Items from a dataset
■ ■ ■ ■ ■
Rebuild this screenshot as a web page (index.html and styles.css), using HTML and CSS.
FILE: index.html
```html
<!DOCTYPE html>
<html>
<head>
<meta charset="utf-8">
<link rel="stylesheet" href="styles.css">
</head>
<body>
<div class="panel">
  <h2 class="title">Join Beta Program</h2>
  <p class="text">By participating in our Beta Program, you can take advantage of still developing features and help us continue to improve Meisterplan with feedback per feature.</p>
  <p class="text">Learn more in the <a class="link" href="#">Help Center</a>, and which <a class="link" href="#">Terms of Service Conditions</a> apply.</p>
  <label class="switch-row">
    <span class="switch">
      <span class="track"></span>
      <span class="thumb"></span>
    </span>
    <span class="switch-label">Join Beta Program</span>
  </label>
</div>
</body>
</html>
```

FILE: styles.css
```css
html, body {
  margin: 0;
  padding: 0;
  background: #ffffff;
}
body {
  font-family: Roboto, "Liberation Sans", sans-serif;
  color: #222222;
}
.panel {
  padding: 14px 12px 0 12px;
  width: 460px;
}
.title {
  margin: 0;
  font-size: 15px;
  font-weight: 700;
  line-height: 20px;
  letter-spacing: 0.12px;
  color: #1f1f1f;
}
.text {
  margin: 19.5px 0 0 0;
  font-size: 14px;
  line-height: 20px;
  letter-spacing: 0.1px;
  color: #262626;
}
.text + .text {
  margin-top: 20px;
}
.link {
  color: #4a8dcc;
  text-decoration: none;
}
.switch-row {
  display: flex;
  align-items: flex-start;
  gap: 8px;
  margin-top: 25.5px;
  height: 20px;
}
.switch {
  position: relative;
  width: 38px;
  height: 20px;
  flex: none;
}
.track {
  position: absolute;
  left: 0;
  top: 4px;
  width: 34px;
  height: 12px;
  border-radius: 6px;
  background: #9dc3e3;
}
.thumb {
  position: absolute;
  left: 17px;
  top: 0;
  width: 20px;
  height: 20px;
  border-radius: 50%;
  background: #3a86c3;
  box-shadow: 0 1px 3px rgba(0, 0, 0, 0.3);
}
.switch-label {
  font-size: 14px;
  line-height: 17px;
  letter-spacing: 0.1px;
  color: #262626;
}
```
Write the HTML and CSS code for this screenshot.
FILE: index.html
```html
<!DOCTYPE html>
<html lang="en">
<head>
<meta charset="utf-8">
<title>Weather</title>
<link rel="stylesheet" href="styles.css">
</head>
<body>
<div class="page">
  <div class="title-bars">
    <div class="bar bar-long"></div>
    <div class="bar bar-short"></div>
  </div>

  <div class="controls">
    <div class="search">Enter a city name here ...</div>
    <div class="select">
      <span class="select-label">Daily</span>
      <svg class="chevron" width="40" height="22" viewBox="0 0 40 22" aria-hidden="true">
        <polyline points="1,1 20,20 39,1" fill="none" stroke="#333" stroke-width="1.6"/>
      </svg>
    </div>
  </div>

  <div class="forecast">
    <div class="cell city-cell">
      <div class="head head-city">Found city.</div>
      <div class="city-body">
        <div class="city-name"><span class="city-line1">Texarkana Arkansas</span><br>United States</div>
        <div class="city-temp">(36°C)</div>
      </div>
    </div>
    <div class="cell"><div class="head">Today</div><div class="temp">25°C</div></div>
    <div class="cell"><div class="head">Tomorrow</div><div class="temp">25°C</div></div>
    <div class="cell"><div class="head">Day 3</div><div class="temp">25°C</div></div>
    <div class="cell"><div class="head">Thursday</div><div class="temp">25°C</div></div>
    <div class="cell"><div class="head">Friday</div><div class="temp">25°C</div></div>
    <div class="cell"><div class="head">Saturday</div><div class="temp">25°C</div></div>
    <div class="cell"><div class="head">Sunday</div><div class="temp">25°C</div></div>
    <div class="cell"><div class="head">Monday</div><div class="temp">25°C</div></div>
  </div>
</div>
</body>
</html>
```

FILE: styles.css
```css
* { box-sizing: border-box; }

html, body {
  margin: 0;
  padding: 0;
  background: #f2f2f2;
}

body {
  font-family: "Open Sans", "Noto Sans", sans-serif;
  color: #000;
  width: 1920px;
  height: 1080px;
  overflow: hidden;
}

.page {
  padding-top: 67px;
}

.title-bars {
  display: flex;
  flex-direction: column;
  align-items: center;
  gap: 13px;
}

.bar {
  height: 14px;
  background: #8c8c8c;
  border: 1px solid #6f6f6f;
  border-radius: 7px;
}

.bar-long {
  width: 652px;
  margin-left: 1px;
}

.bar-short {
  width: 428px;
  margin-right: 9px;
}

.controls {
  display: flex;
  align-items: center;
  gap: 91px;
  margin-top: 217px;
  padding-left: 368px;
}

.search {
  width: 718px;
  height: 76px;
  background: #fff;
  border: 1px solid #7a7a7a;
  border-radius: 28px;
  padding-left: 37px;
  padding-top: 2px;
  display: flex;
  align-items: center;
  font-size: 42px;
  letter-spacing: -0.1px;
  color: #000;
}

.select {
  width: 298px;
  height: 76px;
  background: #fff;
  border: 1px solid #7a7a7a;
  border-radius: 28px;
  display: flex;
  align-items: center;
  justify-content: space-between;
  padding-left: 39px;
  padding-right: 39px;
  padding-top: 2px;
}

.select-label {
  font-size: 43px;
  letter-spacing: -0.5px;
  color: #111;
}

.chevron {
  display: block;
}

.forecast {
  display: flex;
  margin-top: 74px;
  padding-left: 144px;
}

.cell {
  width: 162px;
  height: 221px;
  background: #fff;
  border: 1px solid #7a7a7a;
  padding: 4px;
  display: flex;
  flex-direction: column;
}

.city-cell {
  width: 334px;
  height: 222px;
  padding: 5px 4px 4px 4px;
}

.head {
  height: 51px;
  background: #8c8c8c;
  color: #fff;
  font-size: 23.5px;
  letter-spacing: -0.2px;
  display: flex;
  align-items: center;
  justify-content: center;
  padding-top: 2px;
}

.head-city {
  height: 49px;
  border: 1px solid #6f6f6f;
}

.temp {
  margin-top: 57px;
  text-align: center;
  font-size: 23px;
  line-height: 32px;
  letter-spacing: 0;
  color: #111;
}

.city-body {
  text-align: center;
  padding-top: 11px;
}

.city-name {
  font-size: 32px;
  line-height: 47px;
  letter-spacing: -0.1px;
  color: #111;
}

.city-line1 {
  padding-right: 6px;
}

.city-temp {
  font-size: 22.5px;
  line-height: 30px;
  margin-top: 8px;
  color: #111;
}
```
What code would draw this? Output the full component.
■ ■ ■ ■ ■
Aim of the task
Each line above must be reproduced exactly as it stands.

Final result
Rebuild this screenshot as a web page (index.html and styles.css), using HTML and CSS.
FILE: index.html
```html
<!DOCTYPE html>
<html>
<head>
<meta charset="utf-8">
<link rel="stylesheet" href="styles.css">
</head>
<body>
<div class="panel">
  <h2 class="title">Join Beta Program</h2>
  <p class="text">By participating in our Beta Program, you can take advantage of still developing features and help us continue to improve Meisterplan with feedback per feature.</p>
  <p class="text">Learn more in the <a class="link" href="#">Help Center</a>, and which <a class="link" href="#">Terms of Service Conditions</a> apply.</p>
  <label class="switch-row">
    <span class="switch">
      <span class="track"></span>
      <span class="thumb"></span>
    </span>
    <span class="switch-label">Join Beta Program</span>
  </label>
</div>
</body>
</html>
```

FILE: styles.css
```css
html, body {
  margin: 0;
  padding: 0;
  background: #ffffff;
}
body {
  font-family: Roboto, "Liberation Sans", sans-serif;
  color: #222222;
}
.panel {
  padding: 14px 12px 0 12px;
  width: 460px;
}
.title {
  margin: 0;
  font-size: 15px;
  font-weight: 700;
  line-height: 20px;
  letter-spacing: 0.12px;
  color: #1f1f1f;
}
.text {
  margin: 19.5px 0 0 0;
  font-size: 14px;
  line-height: 20px;
  letter-spacing: 0.1px;
  color: #262626;
}
.text + .text {
  margin-top: 20px;
}
.link {
  color: #4a8dcc;
  text-decoration: none;
}
.switch-row {
  display: flex;
  align-items: flex-start;
  gap: 8px;
  margin-top: 25.5px;
  height: 20px;
}
.switch {
  position: relative;
  width: 38px;
  height: 20px;
  flex: none;
}
.track {
  position: absolute;
  left: 0;
  top: 4px;
  width: 34px;
  height: 12px;
  border-radius: 6px;
  background: #9dc3e3;
}
.thumb {
  position: absolute;
  left: 17px;
  top: 0;
  width: 20px;
  height: 20px;
  border-radius: 50%;
  background: #3a86c3;
  box-shadow: 0 1px 3px rgba(0, 0, 0, 0.3);
}
.switch-label {
  font-size: 14px;
  line-height: 17px;
  letter-spacing: 0.1px;
  color: #262626;
}
```
Write the HTML and CSS code for this screenshot.
FILE: index.html
```html
<!DOCTYPE html>
<html lang="en">
<head>
<meta charset="utf-8">
<title>Weather</title>
<link rel="stylesheet" href="styles.css">
</head>
<body>
<div class="page">
  <div class="title-bars">
    <div class="bar bar-long"></div>
    <div class="bar bar-short"></div>
  </div>

  <div class="controls">
    <div class="search">Enter a city name here ...</div>
    <div class="select">
      <span class="select-label">Daily</span>
      <svg class="chevron" width="40" height="22" viewBox="0 0 40 22" aria-hidden="true">
        <polyline points="1,1 20,20 39,1" fill="none" stroke="#333" stroke-width="1.6"/>
      </svg>
    </div>
  </div>

  <div class="forecast">
    <div class="cell city-cell">
      <div class="head head-city">Found city.</div>
      <div class="city-body">
        <div class="city-name"><span class="city-line1">Texarkana Arkansas</span><br>United States</div>
        <div class="city-temp">(36°C)</div>
      </div>
    </div>
    <div class="cell"><div class="head">Today</div><div class="temp">25°C</div></div>
    <div class="cell"><div class="head">Tomorrow</div><div class="temp">25°C</div></div>
    <div class="cell"><div class="head">Day 3</div><div class="temp">25°C</div></div>
    <div class="cell"><div class="head">Thursday</div><div class="temp">25°C</div></div>
    <div class="cell"><div class="head">Friday</div><div class="temp">25°C</div></div>
    <div class="cell"><div class="head">Saturday</div><div class="temp">25°C</div></div>
    <div class="cell"><div class="head">Sunday</div><div class="temp">25°C</div></div>
    <div class="cell"><div class="head">Monday</div><div class="temp">25°C</div></div>
  </div>
</div>
</body>
</html>
```

FILE: styles.css
```css
* { box-sizing: border-box; }

html, body {
  margin: 0;
  padding: 0;
  background: #f2f2f2;
}

body {
  font-family: "Open Sans", "Noto Sans", sans-serif;
  color: #000;
  width: 1920px;
  height: 1080px;
  overflow: hidden;
}

.page {
  padding-top: 67px;
}

.title-bars {
  display: flex;
  flex-direction: column;
  align-items: center;
  gap: 13px;
}

.bar {
  height: 14px;
  background: #8c8c8c;
  border: 1px solid #6f6f6f;
  border-radius: 7px;
}

.bar-long {
  width: 652px;
  margin-left: 1px;
}

.bar-short {
  width: 428px;
  margin-right: 9px;
}

.controls {
  display: flex;
  align-items: center;
  gap: 91px;
  margin-top: 217px;
  padding-left: 368px;
}

.search {
  width: 718px;
  height: 76px;
  background: #fff;
  border: 1px solid #7a7a7a;
  border-radius: 28px;
  padding-left: 37px;
  padding-top: 2px;
  display: flex;
  align-items: center;
  font-size: 42px;
  letter-spacing: -0.1px;
  color: #000;
}

.select {
  width: 298px;
  height: 76px;
  background: #fff;
  border: 1px solid #7a7a7a;
  border-radius: 28px;
  display: flex;
  align-items: center;
  justify-content: space-between;
  padding-left: 39px;
  padding-right: 39px;
  padding-top: 2px;
}

.select-label {
  font-size: 43px;
  letter-spacing: -0.5px;
  color: #111;
}

.chevron {
  display: block;
}

.forecast {
  display: flex;
  margin-top: 74px;
  padding-left: 144px;
}

.cell {
  width: 162px;
  height: 221px;
  background: #fff;
  border: 1px solid #7a7a7a;
  padding: 4px;
  display: flex;
  flex-direction: column;
}

.city-cell {
  width: 334px;
  height: 222px;
  padding: 5px 4px 4px 4px;
}

.head {
  height: 51px;
  background: #8c8c8c;
  color: #fff;
  font-size: 23.5px;
  letter-spacing: -0.2px;
  display: flex;
  align-items: center;
  justify-content: center;
  padding-top: 2px;
}

.head-city {
  height: 49px;
  border: 1px solid #6f6f6f;
}

.temp {
  margin-top: 57px;
  text-align: center;
  font-size: 23px;
  line-height: 32px;
  letter-spacing: 0;
  color: #111;
}

.city-body {
  text-align: center;
  padding-top: 11px;
}

.city-name {
  font-size: 32px;
  line-height: 47px;
  letter-spacing: -0.1px;
  color: #111;
}

.city-line1 {
  padding-right: 6px;
}

.city-temp {
  font-size: 22.5px;
  line-height: 30px;
  margin-top: 8px;
  color: #111;
}
```
What code would draw this? Output the full component.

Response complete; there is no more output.